Wednesday, September 20, 2006

Terrorism Fatigue

Nine days have passed since the five year anniversary of the September 11 attacks on the World Trade Centre. In those days I have been tossing around the idea of going all social comment on my readers. (Social comment art, after all, is my favourite kind of art and Art Express my favourite annual art exhibition - those art kids know a thing or two about politics). Anyway, can I tackle the twin towers?

I woke up early on 9/11 five years on. Switched on the plasma. Sat narcotised by the looped terror footage. Realised I like short sentences. Decided to call in sick.

"Are you sick?" asked Marcy, the receptionist at work.
"I've come down with terrorism fatigue."
"Oh darl, I know what that's like. If there's anything we can do to help please let us know. We are here for you."

I hung up the phone and put on some Enya to calm my nerves. Valium's never been my thing. A plane flew overhead, vibrating the windows of my house – something I've never noticed as much as accepted, living as I do under a flight path. Gotta move - planes might start falling from the sky and I can't afford house and contents insurance being an artist whose medium right now is the blog. Does that make me new media? Searching through old boxes of old media – VHS to be precise – I found what I was looking for: La Bamba. That scene where the plane crashes in the sky has been like my favourite image since like forever. It has a strangely calming effect – more calming at least than the horror that Lou Diamond Phillips was never a bigger star. Para bailar la Bamba Para bailar la Bamba.

After playing the scene is all kinds of motion – fast, slow, freeze frame, reverse – I switched it off just in time for an episode of Oprah. Thank the Lord for the W channel. Makes my Foxtel subscription worthwhile. This will be the third post where I mention Oprah. Well, dear readers, if you haven't realised by now, she is my favourite female artist after Tracey Emin. Interviewing a 9/11 widow who was paid millions in compo, but then became a big consumer whore much to the chagrin of American taxpayers, Oprah turned to the audience, and said "You have a hole in your soul." The 9/11 widow just nodded, a lonely tear trickling down her botoxed cheekbone before confessing she now throws up after a spending spree. Bulimia has taken new shape. Never one to let a moment pass by without acknowledging what a fattie she once was, Oprah reminded us that, had she lost Steadman to 9/11, she'd have eaten her pain.

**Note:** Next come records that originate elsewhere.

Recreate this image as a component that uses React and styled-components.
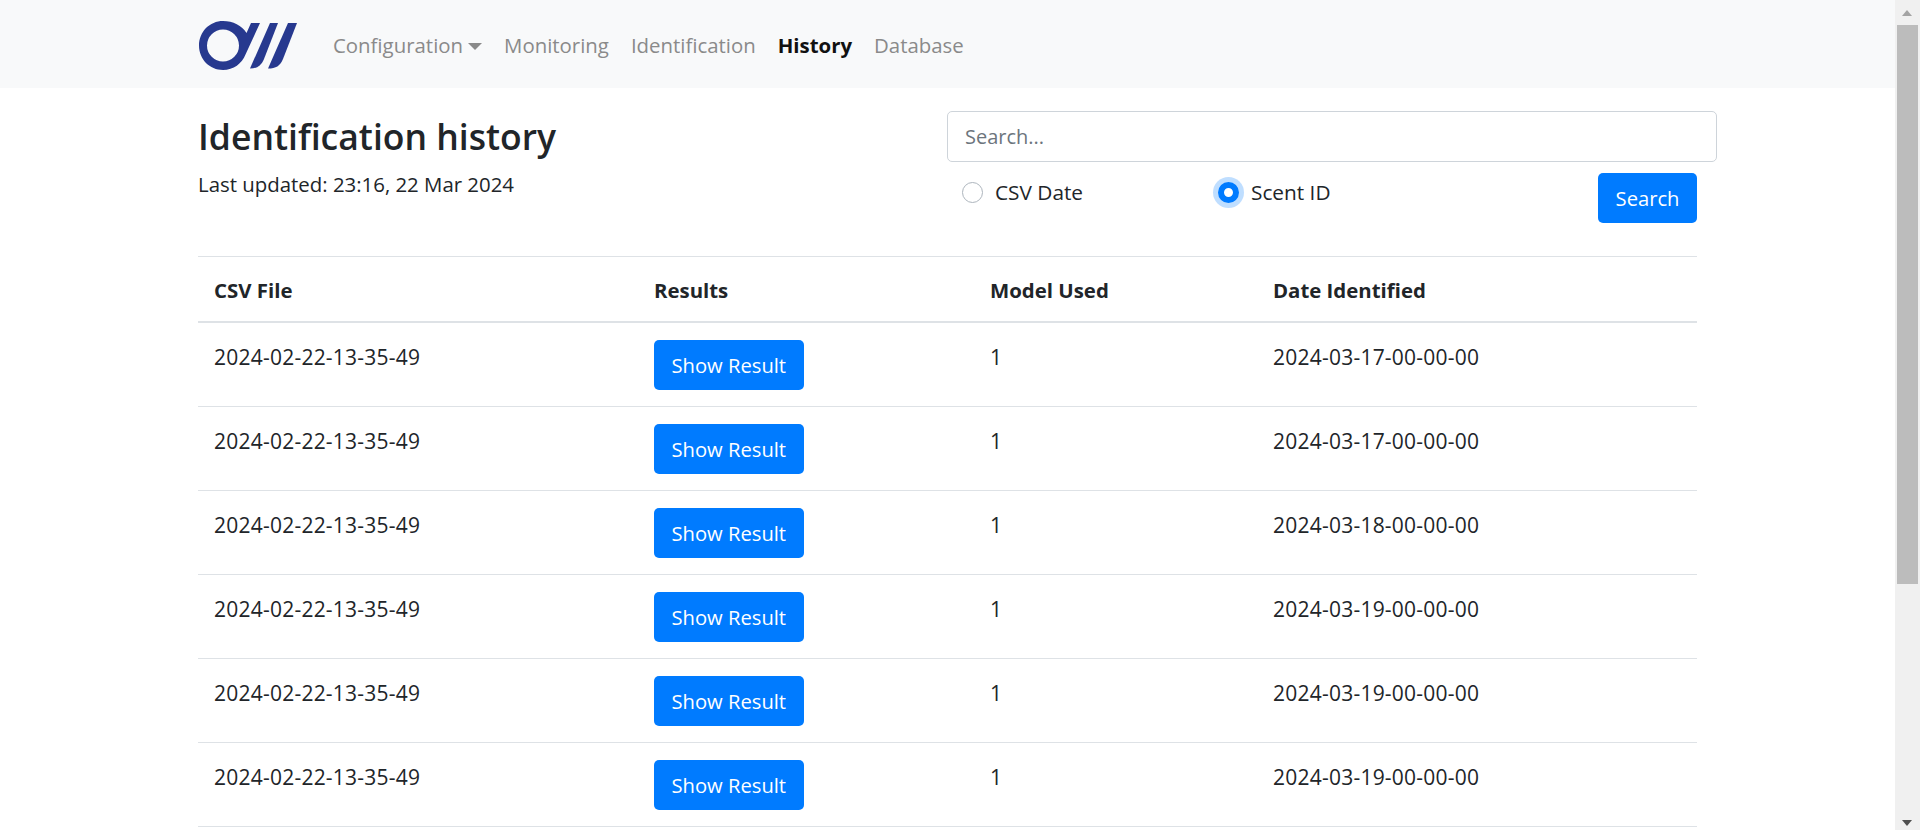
import React from "react"
import styled, { createGlobalStyle } from "styled-components"

const GlobalStyle = createGlobalStyle`
  html, body {
    margin: 0;
    padding: 0;
    height: 100%;
    overflow: hidden;
    background: #fff;
  }
  body {
    font-family: "Open Sans", "Noto Sans", sans-serif;
    font-size: 20px;
    color: #212529;
  }
`

const Page = styled.div`
  display: flex;
  height: 830px;
  overflow: hidden;
`

const Main = styled.div`
  flex: 1;
  min-width: 0;
`

const Navbar = styled.nav`
  display: flex;
  align-items: center;
  height: 88px;
  padding-left: 198px;
  padding-top: 2px;
  box-sizing: border-box;
  background: #f8f9fa;
`

const LogoMark = styled.svg`
  display: block;
  width: 98px;
  height: 49px;
  margin-left: 1px;
  margin-right: 36px;
`

const NavItem = styled.a`
  margin-right: 22px;
  color: ${props => (props.$active ? "#111" : "#8a8a8a")};
  font-weight: ${props => (props.$active ? 700 : 400)};
  font-size: 20.4px;
  white-space: nowrap;
`

const Caret = styled.span`
  display: inline-block;
  margin-left: 5px;
  vertical-align: 3px;
  border-top: 7px solid #8a8a8a;
  border-left: 7px solid transparent;
  border-right: 7px solid transparent;
`

const Container = styled.div`
  width: 1499px;
  margin-left: 198px;
`

const Header = styled.div`
  display: flex;
  justify-content: space-between;
  height: 168px;
  border-bottom: 1px solid #dee2e6;
`

const TitleBlock = styled.div`
  padding-top: 27px;
`

const Title = styled.h1`
  margin: 0;
  font-size: 35.5px;
  font-weight: 600;
  line-height: 43px;
  color: #212529;
`

const Updated = styled.p`
  margin: 12px 0 0;
  font-size: 20.4px;
  line-height: 28px;
`

const SearchBlock = styled.form`
  width: 770px;
  margin-top: 23px;
  margin-right: -20px;
`

const SearchInput = styled.input`
  display: block;
  box-sizing: border-box;
  width: 100%;
  height: 51px;
  padding: 0 17px;
  border: 1px solid #ced4da;
  border-radius: 5px;
  font: inherit;
  font-size: 20px;
  color: #495057;
  outline: none;

  &::placeholder {
    color: #6c757d;
  }
`

const OptionRow = styled.div`
  display: flex;
  align-items: flex-start;
  margin-top: 11px;
  padding-right: 20px;
`

const RadioLabel = styled.label`
  display: flex;
  align-items: center;
  width: ${props => props.$width}px;
  height: 38px;
  padding-left: 15px;
  box-sizing: border-box;
  font-size: 20.8px;
`

const RadioDot = styled.span`
  box-sizing: border-box;
  width: 21px;
  height: 21px;
  margin-right: 12px;
  border-radius: 50%;
  border: ${props => (props.$checked ? "6px solid #007bff" : "1px solid #adb5bd")};
  background: #fff;
  box-shadow: ${props => (props.$checked ? "0 0 0 5px rgba(0, 123, 255, 0.25)" : "none")};
`

const Button = styled.button`
  display: block;
  box-sizing: border-box;
  height: 50px;
  padding: 0 17.5px;
  border: 0;
  border-radius: 5px;
  background: #007bff;
  color: #fff;
  font: inherit;
  font-size: 20.2px;
  white-space: nowrap;
`

const PushRight = styled.div`
  margin-left: auto;
`

const Table = styled.table`
  width: 100%;
  border-collapse: collapse;
  table-layout: fixed;
`

const HeadCell = styled.th`
  width: ${props => props.$width}px;
  height: 65px;
  padding: 2px 16px 0;
  box-sizing: border-box;
  border-bottom: 2px solid #dee2e6;
  text-align: left;
  font-size: 20.4px;
  font-weight: 700;
`

const Row = styled.tr`
  border-bottom: 1px solid #dee2e6;
`

const Cell = styled.td`
  height: 84px;
  padding: 17px 16px 0;
  box-sizing: border-box;
  vertical-align: top;
  font-size: 21px;
  letter-spacing: 0.23px;
  line-height: 34px;
`

const rows = [
  ["2024-02-22-13-35-49", "1", "2024-03-17-00-00-00"],
  ["2024-02-22-13-35-49", "1", "2024-03-17-00-00-00"],
  ["2024-02-22-13-35-49", "1", "2024-03-18-00-00-00"],
  ["2024-02-22-13-35-49", "1", "2024-03-19-00-00-00"],
  ["2024-02-22-13-35-49", "1", "2024-03-19-00-00-00"],
  ["2024-02-22-13-35-49", "1", "2024-03-19-00-00-00"],
]

const Scrollbar = styled.div`
  position: relative;
  flex: 0 0 25px;
  background: #f0f0f0;
`

const ScrollArrow = styled.span`
  position: absolute;
  left: 7px;
  ${props => (props.$down ? "bottom: 4px;" : "top: 10px;")}
  border-left: 5.5px solid transparent;
  border-right: 5.5px solid transparent;
  ${props => (props.$down ? "border-top: 6px solid #505050;" : "border-bottom: 6px solid #a3a3a3;")}
`

const ScrollThumb = styled.div`
  position: absolute;
  top: 25px;
  left: 2px;
  width: 21px;
  height: 559px;
  background: #bcbcbc;
`

const Logo = () => (
  <LogoMark viewBox="0 0 98 49">
    <path
      fill="#27398f"
      fillRule="evenodd"
      d="M24 0C10.700 0 0 10.800 0 24.500S10.700 49 24 49c10.500 0 19-6.500 22.500-15.500L61 2h-9l-4.500 10C43 4.500 34 0 24 0zM24 8.500a16 16 0 1 1 0 32a16 16 0 1 1 0-32z"
    />
    <path fill="#27398f" d="M71 2h8L65 38c-3 7-7 9.500-14 9.500z" />
    <path fill="#27398f" d="M89 2h9L84 38c-3 7-7 9.500-15 9.500z" />
  </LogoMark>
)

const App = () => (
  <Page>
    <GlobalStyle />
    <Main>
      <Navbar>
        <Logo />
        <NavItem>
          Configuration
          <Caret />
        </NavItem>
        <NavItem>Monitoring</NavItem>
        <NavItem>Identification</NavItem>
        <NavItem $active>History</NavItem>
        <NavItem>Database</NavItem>
      </Navbar>
      <Container>
        <Header>
          <TitleBlock>
            <Title>Identification history</Title>
            <Updated>Last updated: 23:16, 22 Mar 2024</Updated>
          </TitleBlock>
          <SearchBlock>
            <SearchInput placeholder="Search..." />
            <OptionRow>
              <RadioLabel $width={256}>
                <RadioDot />
                CSV Date
              </RadioLabel>
              <RadioLabel $width={200}>
                <RadioDot $checked />
                Scent ID
              </RadioLabel>
              <PushRight>
                <Button type="button">Search</Button>
              </PushRight>
            </OptionRow>
          </SearchBlock>
        </Header>
        <Table>
          <thead>
            <tr>
              <HeadCell $width={440}>CSV File</HeadCell>
              <HeadCell $width={336}>Results</HeadCell>
              <HeadCell $width={283}>Model Used</HeadCell>
              <HeadCell $width={440}>Date Identified</HeadCell>
            </tr>
          </thead>
          <tbody>
            {rows.map((row, i) => (
              <Row key={i}>
                <Cell>{row[0]}</Cell>
                <Cell>
                  <Button type="button">Show Result</Button>
                </Cell>
                <Cell>{row[1]}</Cell>
                <Cell>{row[2]}</Cell>
              </Row>
            ))}
          </tbody>
        </Table>
      </Container>
    </Main>
    <Scrollbar>
      <ScrollArrow />
      <ScrollThumb />
      <ScrollArrow $down />
    </Scrollbar>
  </Page>
)

export default App
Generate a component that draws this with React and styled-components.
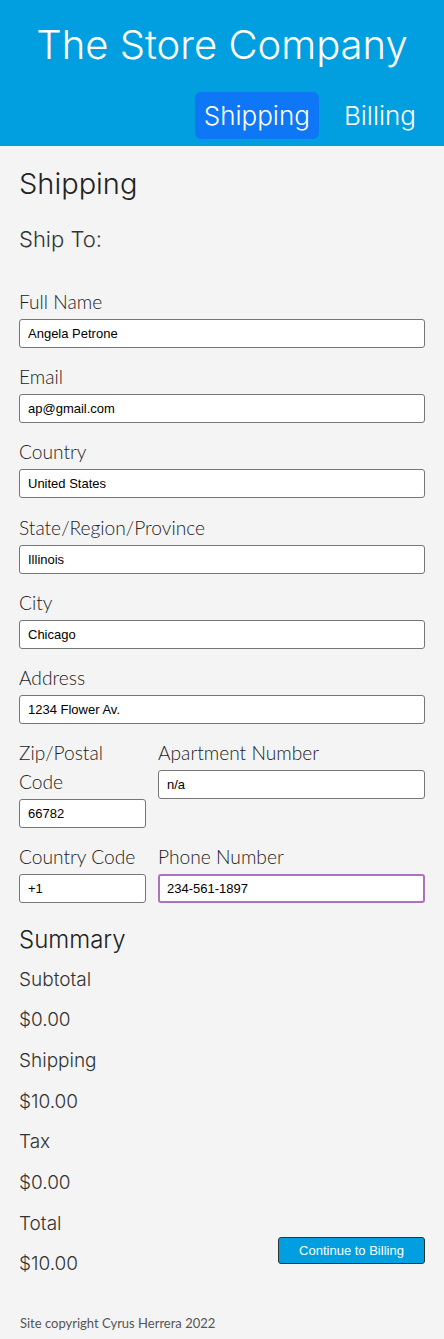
import styled, { createGlobalStyle } from "styled-components";

const GlobalStyle = createGlobalStyle`
  body {
    margin: 0;
    background: #f4f4f4;
    font-family: Lato, "Liberation Sans", sans-serif;
  }
`;

const Header = styled.header`
  background: #019fe0;
  padding: 18px 0 7px;
`;

const Title = styled.h1`
  margin: 0;
  font: 300 40px/54px Inter, "Liberation Sans", sans-serif;
  color: #fff;
  text-align: center;
`;

const Nav = styled.nav`
  display: flex;
  justify-content: flex-end;
  gap: 16px;
  margin-top: 20px;
  padding-right: 19px;
`;

const NavLink = styled.a`
  display: flex;
  align-items: center;
  height: 47px;
  padding: 0 9px;
  border-radius: 6px;
  font: 300 26px Inter, "Liberation Sans", sans-serif;
  color: #fff;
  background: ${(p) => (p.$active ? "#0d77f5" : "transparent")};
`;

const Main = styled.main`
  padding: 0 19px;
`;

const PageTitle = styled.h2`
  margin: 20px 0 0;
  font: 300 29px/36px Inter, "Liberation Sans", sans-serif;
  color: #222;
`;

const SubTitle = styled.h3`
  margin: 22px 0 33px;
  font: 300 22px/30px Inter, "Liberation Sans", sans-serif;
  color: #333;
`;

const Field = styled.div`
  display: flex;
  flex-direction: column;
  margin-bottom: 14.2px;
`;

const Label = styled.label`
  font: 300 19.2px/29px Lato, "Liberation Sans", sans-serif;
  color: #222;
  margin-bottom: 3px;
`;

const Input = styled.input`
  box-sizing: border-box;
  width: 100%;
  height: 29px;
  margin: 0;
  padding: 0 ${(p) => (p.$focused ? "7px" : "8px")};
  border: ${(p) => (p.$focused ? "2px solid #ad72bd" : "1px solid #767676")};
  border-radius: 3px;
  background: #fff;
  font: 13px "Liberation Sans", Arial, sans-serif;
  color: #000;
`;

const Row = styled.div`
  display: grid;
  grid-template-columns: 127px 1fr;
  column-gap: 12px;
  align-items: start;
`;

const SummaryTitle = styled.h3`
  margin: 2px 0 0;
  font: 300 24px/40px Inter, "Liberation Sans", sans-serif;
  color: #222;
`;

const SummaryWrap = styled.div`
  display: flex;
  justify-content: space-between;
  align-items: flex-end;
`;

const SummaryList = styled.div`
  display: flex;
  flex-direction: column;
`;

const SummaryItem = styled.p`
  margin: 0;
  font: 300 19px/40.7px Inter, "Liberation Sans", sans-serif;
  color: #333;
`;

const Button = styled.button`
  width: 147px;
  height: 27px;
  margin-bottom: 21px;
  border: 1px solid #333;
  border-radius: 3px;
  background: #019fe0;
  color: #fff;
  font: 13px "Liberation Sans", Arial, sans-serif;
`;

const Footer = styled.footer`
  padding: 30px 20px 8px;
  font: 13px/16px Lato, "Liberation Sans", sans-serif;
  color: #555;
`;

const fields = [
  ["Full Name", "Angela Petrone"],
  ["Email", "ap@gmail.com"],
  ["Country", "United States"],
  ["State/Region/Province", "Illinois"],
  ["City", "Chicago"],
  ["Address", "1234 Flower Av."],
];

const summary = [
  ["Subtotal", "$0.00"],
  ["Shipping", "$10.00"],
  ["Tax", "$0.00"],
  ["Total", "$10.00"],
];

const App = () => {
  return (
    <>
      <GlobalStyle />
      <Header>
        <Title>The Store Company</Title>
        <Nav>
          <NavLink $active>Shipping</NavLink>
          <NavLink>Billing</NavLink>
        </Nav>
      </Header>
      <Main>
        <PageTitle>Shipping</PageTitle>
        <SubTitle>Ship To:</SubTitle>
        {fields.map(([label, value]) => (
          <Field key={label}>
            <Label>{label}</Label>
            <Input defaultValue={value} />
          </Field>
        ))}
        <Row>
          <Field>
            <Label>Zip/Postal Code</Label>
            <Input defaultValue="66782" />
          </Field>
          <Field>
            <Label>Apartment Number</Label>
            <Input defaultValue="n/a" />
          </Field>
        </Row>
        <Row>
          <Field>
            <Label>Country Code</Label>
            <Input defaultValue="+1" />
          </Field>
          <Field>
            <Label>Phone Number</Label>
            <Input defaultValue="234-561-1897" $focused />
          </Field>
        </Row>
        <SummaryTitle>Summary</SummaryTitle>
        <SummaryWrap>
          <SummaryList>
            {summary.map(([name, amount]) => (
              <div key={name}>
                <SummaryItem>{name}</SummaryItem>
                <SummaryItem>{amount}</SummaryItem>
              </div>
            ))}
          </SummaryList>
          <Button>Continue to Billing</Button>
        </SummaryWrap>
      </Main>
      <Footer>Site copyright Cyrus Herrera 2022</Footer>
    </>
  );
};

export default App;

"Hardly a day goes by when I don't think about 9/11. It's mainly when I'm getting dressed in the morning that I think about the 3000 who died," said Oprah to her nodding audience of buffed upper middle class whiteys. At that moment, I switched off the plasma, rewound my copy of La Bamba, and got out the art supplies to make some post 9/11 art. Culture is so post 9/11 right now and if I don't make something to secure my relevance then I may as well never apply for OzCo funding again. Using cardboard boxes, I replicated the towers as costumes to wear next time my performance art collaborator helps me crash an art party or two. This piece is called:

Crash parties, not buildings (2006)
Mixed media


Gricegrocers said...

Should I join Oprah's Book club?

Gricegrocers said...

It's a rhetorical question. She has done a lot for the important contemporary writers of these days.

lauren said...

love the new work! the buildings would go so nicely with the checkpoint soldiers found around the city on the day of the anniversary - you'd make a charming couple and i'd vote for you as prom king and queen.

perhaps we should start a group of artists whose main medium has become a blog through either true genius, utter laziness or a good excuse for procrastinating. we could communicate only through interpretive dance and letters on free postcards.